* Aim of the task:
Print the lines of the listing below verbatim from its first line through the line bearing "1 つ以上設定してください。イベントの発生時に設定済みのすべての条件が満たされた場合、コンバージョンが 1". Any pictures are to be omitted.
/---
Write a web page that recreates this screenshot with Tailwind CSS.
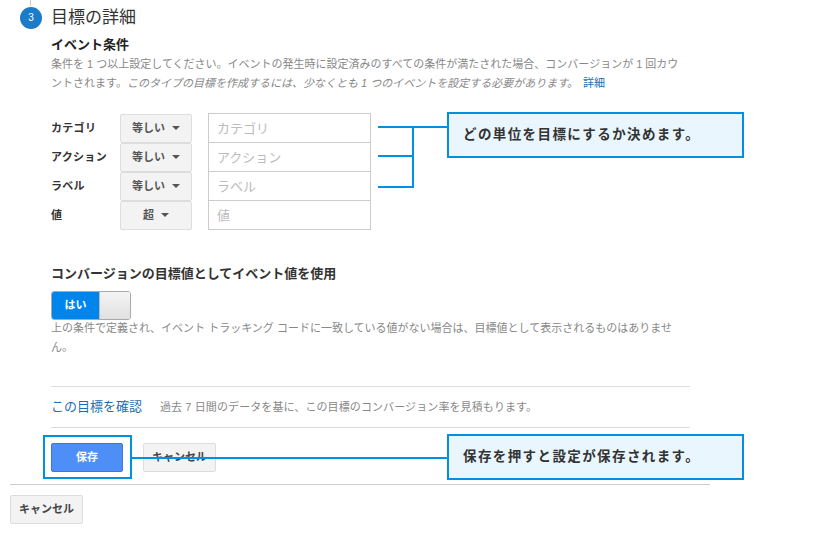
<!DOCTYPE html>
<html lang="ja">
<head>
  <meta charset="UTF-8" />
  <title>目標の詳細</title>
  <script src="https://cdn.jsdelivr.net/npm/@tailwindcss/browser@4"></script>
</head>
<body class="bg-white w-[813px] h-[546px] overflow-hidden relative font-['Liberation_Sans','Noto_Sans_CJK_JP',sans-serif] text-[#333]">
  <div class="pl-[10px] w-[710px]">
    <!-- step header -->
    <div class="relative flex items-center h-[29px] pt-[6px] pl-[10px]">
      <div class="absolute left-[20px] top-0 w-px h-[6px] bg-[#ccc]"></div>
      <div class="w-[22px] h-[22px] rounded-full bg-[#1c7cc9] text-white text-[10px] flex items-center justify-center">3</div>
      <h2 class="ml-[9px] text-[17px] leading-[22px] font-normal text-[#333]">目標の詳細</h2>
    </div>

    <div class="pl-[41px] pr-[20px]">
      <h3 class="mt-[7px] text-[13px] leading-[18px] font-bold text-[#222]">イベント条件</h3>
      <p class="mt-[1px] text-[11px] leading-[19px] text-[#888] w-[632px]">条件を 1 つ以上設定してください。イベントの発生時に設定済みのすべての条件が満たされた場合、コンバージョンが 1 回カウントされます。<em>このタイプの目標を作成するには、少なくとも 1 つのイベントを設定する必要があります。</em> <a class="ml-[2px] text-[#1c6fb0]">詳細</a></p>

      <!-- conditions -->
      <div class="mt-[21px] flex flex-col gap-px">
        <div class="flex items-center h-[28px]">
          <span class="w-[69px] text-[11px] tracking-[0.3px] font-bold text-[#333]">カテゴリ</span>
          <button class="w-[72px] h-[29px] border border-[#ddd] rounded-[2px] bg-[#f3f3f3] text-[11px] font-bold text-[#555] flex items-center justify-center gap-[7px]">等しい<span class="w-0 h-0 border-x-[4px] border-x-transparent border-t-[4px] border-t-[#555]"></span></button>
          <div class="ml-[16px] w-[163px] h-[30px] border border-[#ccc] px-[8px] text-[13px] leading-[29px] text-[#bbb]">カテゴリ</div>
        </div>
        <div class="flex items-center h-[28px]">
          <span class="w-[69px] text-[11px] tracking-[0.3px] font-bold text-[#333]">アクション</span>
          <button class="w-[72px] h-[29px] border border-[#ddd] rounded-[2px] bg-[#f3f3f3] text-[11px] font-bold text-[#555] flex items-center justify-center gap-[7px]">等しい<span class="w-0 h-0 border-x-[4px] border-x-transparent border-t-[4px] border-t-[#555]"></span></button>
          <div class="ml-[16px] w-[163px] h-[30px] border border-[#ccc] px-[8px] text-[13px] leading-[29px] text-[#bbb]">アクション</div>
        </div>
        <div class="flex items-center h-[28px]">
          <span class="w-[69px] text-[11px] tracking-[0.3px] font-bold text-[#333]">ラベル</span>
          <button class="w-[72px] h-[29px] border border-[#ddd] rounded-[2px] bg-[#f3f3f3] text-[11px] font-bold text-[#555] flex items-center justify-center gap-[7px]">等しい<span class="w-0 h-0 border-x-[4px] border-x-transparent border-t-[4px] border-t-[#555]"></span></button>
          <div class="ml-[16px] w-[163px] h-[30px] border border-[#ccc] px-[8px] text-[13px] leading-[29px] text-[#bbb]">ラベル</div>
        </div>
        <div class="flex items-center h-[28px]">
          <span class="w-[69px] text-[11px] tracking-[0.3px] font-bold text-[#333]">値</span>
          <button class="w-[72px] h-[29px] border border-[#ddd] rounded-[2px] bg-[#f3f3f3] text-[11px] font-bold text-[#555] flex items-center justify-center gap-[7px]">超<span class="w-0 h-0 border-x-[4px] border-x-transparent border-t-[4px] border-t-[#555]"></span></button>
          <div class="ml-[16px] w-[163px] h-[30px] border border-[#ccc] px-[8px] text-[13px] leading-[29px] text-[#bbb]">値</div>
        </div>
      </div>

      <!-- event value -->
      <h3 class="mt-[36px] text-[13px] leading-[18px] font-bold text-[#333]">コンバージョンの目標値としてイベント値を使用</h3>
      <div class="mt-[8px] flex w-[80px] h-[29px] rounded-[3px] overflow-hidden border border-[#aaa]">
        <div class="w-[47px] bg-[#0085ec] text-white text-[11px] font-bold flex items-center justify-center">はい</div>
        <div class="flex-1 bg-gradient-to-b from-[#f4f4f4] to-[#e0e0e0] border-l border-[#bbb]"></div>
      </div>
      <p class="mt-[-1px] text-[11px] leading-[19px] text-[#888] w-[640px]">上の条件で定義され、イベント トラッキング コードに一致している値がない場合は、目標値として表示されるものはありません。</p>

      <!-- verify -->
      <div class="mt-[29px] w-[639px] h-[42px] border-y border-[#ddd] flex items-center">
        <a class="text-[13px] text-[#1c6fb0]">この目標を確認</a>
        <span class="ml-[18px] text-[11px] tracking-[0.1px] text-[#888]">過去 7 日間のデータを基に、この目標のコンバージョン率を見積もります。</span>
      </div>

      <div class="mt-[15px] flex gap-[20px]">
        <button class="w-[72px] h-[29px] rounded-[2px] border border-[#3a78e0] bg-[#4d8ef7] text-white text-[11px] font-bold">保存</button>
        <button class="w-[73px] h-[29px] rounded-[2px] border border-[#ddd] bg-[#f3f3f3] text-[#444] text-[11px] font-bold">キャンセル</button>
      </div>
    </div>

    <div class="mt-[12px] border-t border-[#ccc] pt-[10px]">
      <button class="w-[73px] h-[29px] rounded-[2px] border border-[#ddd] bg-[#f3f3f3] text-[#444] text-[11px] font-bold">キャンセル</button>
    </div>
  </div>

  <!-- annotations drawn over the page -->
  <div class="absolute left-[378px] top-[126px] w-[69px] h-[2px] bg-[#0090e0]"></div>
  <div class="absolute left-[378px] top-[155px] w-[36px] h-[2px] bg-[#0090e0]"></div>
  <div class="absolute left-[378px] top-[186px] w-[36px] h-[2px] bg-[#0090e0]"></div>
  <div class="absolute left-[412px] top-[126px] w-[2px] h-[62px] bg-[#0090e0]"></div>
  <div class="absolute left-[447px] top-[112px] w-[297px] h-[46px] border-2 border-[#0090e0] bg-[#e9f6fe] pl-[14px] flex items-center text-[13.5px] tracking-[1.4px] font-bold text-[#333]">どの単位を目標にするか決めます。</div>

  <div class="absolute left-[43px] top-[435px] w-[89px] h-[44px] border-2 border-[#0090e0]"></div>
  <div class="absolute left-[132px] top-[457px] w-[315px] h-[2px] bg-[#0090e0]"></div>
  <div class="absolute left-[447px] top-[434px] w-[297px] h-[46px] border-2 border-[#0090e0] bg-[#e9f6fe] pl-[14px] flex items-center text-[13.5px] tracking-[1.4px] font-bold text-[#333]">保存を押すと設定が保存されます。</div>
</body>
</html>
\---
* Exercise solution:
Write a web page that recreates this screenshot with Tailwind CSS.
<!DOCTYPE html>
<html lang="ja">
<head>
  <meta charset="UTF-8" />
  <title>目標の詳細</title>
  <script src="https://cdn.jsdelivr.net/npm/@tailwindcss/browser@4"></script>
</head>
<body class="bg-white w-[813px] h-[546px] overflow-hidden relative font-['Liberation_Sans','Noto_Sans_CJK_JP',sans-serif] text-[#333]">
  <div class="pl-[10px] w-[710px]">
    <!-- step header -->
    <div class="relative flex items-center h-[29px] pt-[6px] pl-[10px]">
      <div class="absolute left-[20px] top-0 w-px h-[6px] bg-[#ccc]"></div>
      <div class="w-[22px] h-[22px] rounded-full bg-[#1c7cc9] text-white text-[10px] flex items-center justify-center">3</div>
      <h2 class="ml-[9px] text-[17px] leading-[22px] font-normal text-[#333]">目標の詳細</h2>
    </div>

    <div class="pl-[41px] pr-[20px]">
      <h3 class="mt-[7px] text-[13px] leading-[18px] font-bold text-[#222]">イベント条件</h3>
      <p class="mt-[1px] text-[11px] leading-[19px] text-[#888] w-[632px]">条件を 1 つ以上設定してください。イベントの発生時に設定済みのすべての条件が満たされた場合、コンバージョンが 1 回カウントされます。<em>このタイプの目標を作成するには、少なくとも 1 つのイベントを設定する必要があります。</em> <a class="ml-[2px] text-[#1c6fb0]">詳細</a></p>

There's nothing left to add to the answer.